I'm not sure it's useful to think of things as 'fantasy scene' or not. I'm not sure that that's how the narrative actually functions. I think it's was some kind of self-defense mechanism the fans created when they were presented with what appeared to be magic in EP2 and it wasn't meant to be how the Umineko story was to be viewed. It allowed the fans to incorrectly throw away entire scenes as 'not real' without thinking.

Maybe you're talking about how there's some kind of lie involved, right? But Umineko scenes that lie tends to still tell us something about the story or characters. Some of them, despite the magic, still retain the same beginning and ending as a non-magic explanation.
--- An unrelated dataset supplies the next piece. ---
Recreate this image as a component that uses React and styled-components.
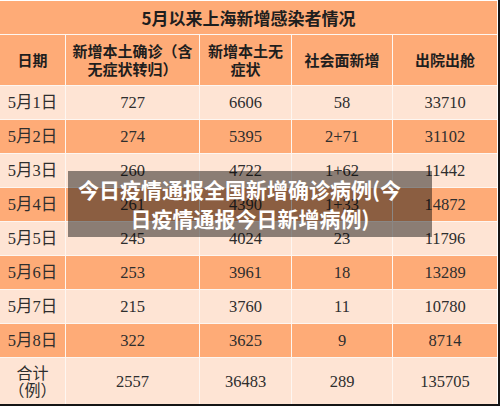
import styled, { createGlobalStyle } from "styled-components";

const GlobalStyle = createGlobalStyle`
  html, body {
    margin: 0;
    padding: 0;
    background: #ffffff;
  }
  body {
    width: 500px;
    height: 407px;
    overflow: hidden;
    font-family: "Liberation Serif", "Noto Sans CJK SC", serif;
  }
`;

const rows = [
  ["5月1日", "727", "6606", "58", "33710"],
  ["5月2日", "274", "5395", "2+71", "31102"],
  ["5月3日", "260", "4722", "1+62", "11442"],
  ["5月4日", "261", "4390", "1+33", "14872"],
  ["5月5日", "245", "4024", "23", "11796"],
  ["5月6日", "253", "3961", "18", "13289"],
  ["5月7日", "215", "3760", "11", "10780"],
  ["5月8日", "322", "3625", "9", "8714"],
];

const heads = ["日期", "新增本土确诊（含无症状转归）", "新增本土无症状", "社会面新增", "出院出舱"];

export default function App() {
  return (
    <Page>
      <GlobalStyle />
      <Frame>
        <Grid>
          <Title>5月以来上海新增感染者情况</Title>
          {heads.map((h) => (
            <Head key={h}>{h}</Head>
          ))}
          {rows.map((r, i) =>
            r.map((v, j) => (
              <Cell key={i + "-" + j} $dark={i % 2 === 1}>
                {v}
              </Cell>
            ))
          )}
          <Cell $label>合计（例）</Cell>
          <Cell>2557</Cell>
          <Cell>36483</Cell>
          <Cell>289</Cell>
          <Cell>135705</Cell>
        </Grid>
      </Frame>
      <Caption>
        <CaptionLine $shift>今日疫情通报全国新增确诊病例(今</CaptionLine>
        <CaptionLine>日疫情通报今日新增病例)</CaptionLine>
      </Caption>
    </Page>
  );
}

const Page = styled.div`
  position: relative;
  width: 500px;
  height: 407px;
  background: #ffffff;
`;

const Frame = styled.div`
  width: 500px;
  padding-top: 1px;
  background: #ffffff;
  border-right: 2px solid #151515;
  border-bottom: 2px solid #151515;
  box-sizing: border-box;
`;

const Grid = styled.div`
  display: grid;
  width: 497px;
  grid-template-columns: 65px 133px 91px 100px 104px;
  grid-template-rows: 33px 50px repeat(8, 33px) 46px;
  gap: 1px;
  background: #fdf6f1;
`;

const Title = styled.div`
  grid-column: 1 / -1;
  display: flex;
  align-items: center;
  justify-content: center;
  background: #feab77;
  color: #1e1e1e;
  font-family: "Noto Sans CJK SC", sans-serif;
  font-weight: 700;
  font-size: 17px;
  padding-bottom: 1px;
`;

const Head = styled.div`
  display: flex;
  align-items: center;
  justify-content: center;
  text-align: center;
  padding: 0 4px;
  background: #feab77;
  color: #1e1e1e;
  font-family: "Noto Sans CJK SC", sans-serif;
  font-weight: 700;
  font-size: 15px;
  line-height: 18px;
`;

const Cell = styled.div`
  display: flex;
  align-items: center;
  justify-content: center;
  text-align: center;
  padding: ${(p) => (p.$label ? "0 6px" : "0 2px")};
  background: ${(p) => (p.$dark ? "#feab77" : "#fee4d4")};
  color: #2e2e2e;
  font-family: ${(p) =>
    p.$label ? '"Noto Sans CJK SC", sans-serif' : '"Liberation Serif", "Noto Sans CJK SC", serif'};
  font-size: ${(p) => (p.$label ? "16px" : "16.5px")};
  line-height: 17px;
`;

const Caption = styled.div`
  position: absolute;
  left: 50%;
  top: 50%;
  transform: translate(-50%, -50%);
  width: 364px;
  height: 66px;
  display: flex;
  flex-direction: column;
  align-items: center;
  justify-content: center;
  background: rgba(0, 0, 0, 0.45);
  color: #ffffff;
  font-family: "Noto Sans CJK SC", sans-serif;
  font-weight: 700;
  font-size: 21px;
  line-height: 29px;
  white-space: nowrap;
`;

const CaptionLine = styled.span`
  display: block;
  margin-right: ${(p) => (p.$shift ? "21px" : "0")};
`;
This need to be thought of in terms of what Beatrice-Yasu was trying to reveal in EP1 and 2; the sibling arguments, Krauss showing Natsuhi the gold. Of course, Rokkenjima Prime probably never happened in that way specifically, but she wrote those scenes as a reveal to us of the background. It definitely tells us what she thinks Krauss and the various siblings know.
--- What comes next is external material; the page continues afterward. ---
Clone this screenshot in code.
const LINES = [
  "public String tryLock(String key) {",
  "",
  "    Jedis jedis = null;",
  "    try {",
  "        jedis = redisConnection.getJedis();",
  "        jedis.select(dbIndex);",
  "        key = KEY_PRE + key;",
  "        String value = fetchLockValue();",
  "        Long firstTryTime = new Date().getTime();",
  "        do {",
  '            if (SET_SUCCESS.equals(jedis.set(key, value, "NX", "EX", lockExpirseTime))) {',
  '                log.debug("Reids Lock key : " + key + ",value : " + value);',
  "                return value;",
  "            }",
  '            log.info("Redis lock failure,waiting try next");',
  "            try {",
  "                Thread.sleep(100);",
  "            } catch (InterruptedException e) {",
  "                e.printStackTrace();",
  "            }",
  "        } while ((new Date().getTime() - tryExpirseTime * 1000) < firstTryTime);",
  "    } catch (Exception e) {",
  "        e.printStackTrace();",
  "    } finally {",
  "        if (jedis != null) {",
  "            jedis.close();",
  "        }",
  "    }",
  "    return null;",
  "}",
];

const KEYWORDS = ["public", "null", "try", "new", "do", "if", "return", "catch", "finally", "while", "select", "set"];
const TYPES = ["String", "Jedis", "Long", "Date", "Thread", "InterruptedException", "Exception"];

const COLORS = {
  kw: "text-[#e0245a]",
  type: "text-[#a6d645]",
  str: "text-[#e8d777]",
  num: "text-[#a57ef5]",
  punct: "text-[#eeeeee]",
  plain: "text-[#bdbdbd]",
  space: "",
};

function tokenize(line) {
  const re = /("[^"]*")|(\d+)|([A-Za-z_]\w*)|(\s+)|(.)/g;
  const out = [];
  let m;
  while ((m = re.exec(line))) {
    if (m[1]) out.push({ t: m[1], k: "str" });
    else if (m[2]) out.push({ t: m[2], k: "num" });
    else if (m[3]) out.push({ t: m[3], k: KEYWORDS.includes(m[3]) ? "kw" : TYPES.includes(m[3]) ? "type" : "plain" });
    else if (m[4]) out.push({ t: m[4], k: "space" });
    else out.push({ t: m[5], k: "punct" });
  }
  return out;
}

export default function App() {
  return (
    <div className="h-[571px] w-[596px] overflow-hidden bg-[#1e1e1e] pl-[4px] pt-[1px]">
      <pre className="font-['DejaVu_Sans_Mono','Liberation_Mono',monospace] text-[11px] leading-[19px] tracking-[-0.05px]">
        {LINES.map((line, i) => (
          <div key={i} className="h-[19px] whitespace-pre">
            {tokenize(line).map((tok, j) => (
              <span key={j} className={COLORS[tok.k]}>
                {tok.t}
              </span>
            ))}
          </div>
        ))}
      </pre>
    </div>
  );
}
I mean, there's no particular magic in these scenes and if we dismiss them arbitrarily... well... what's to prevent dismissal of some, most or all of the other scenes without magic in them, leaving us with a totally swiss-cheesed story? (If we dismiss the magic scenes too, then we'd basically have an empty book.)


By the way, I want to point out that these siblings are Beatrice's characters. I would doubt that she actually knew all the siblings to such a high degree and possibly took liberties with their characters. For example, Kyrie could have been a total airhead who liked to wear summer dresses and not think too much about things! Ok, maybe not. But Tooya-Battler's writing of a Happy-Happy Kinzo in EP8, I think, drives home this point; that the people themselves could've been different than they were portrayed in the media. The flip side to this is that the characters (and not the Prime versions) are fully under the control of the authors. What they know and think need to be expressed by the authors.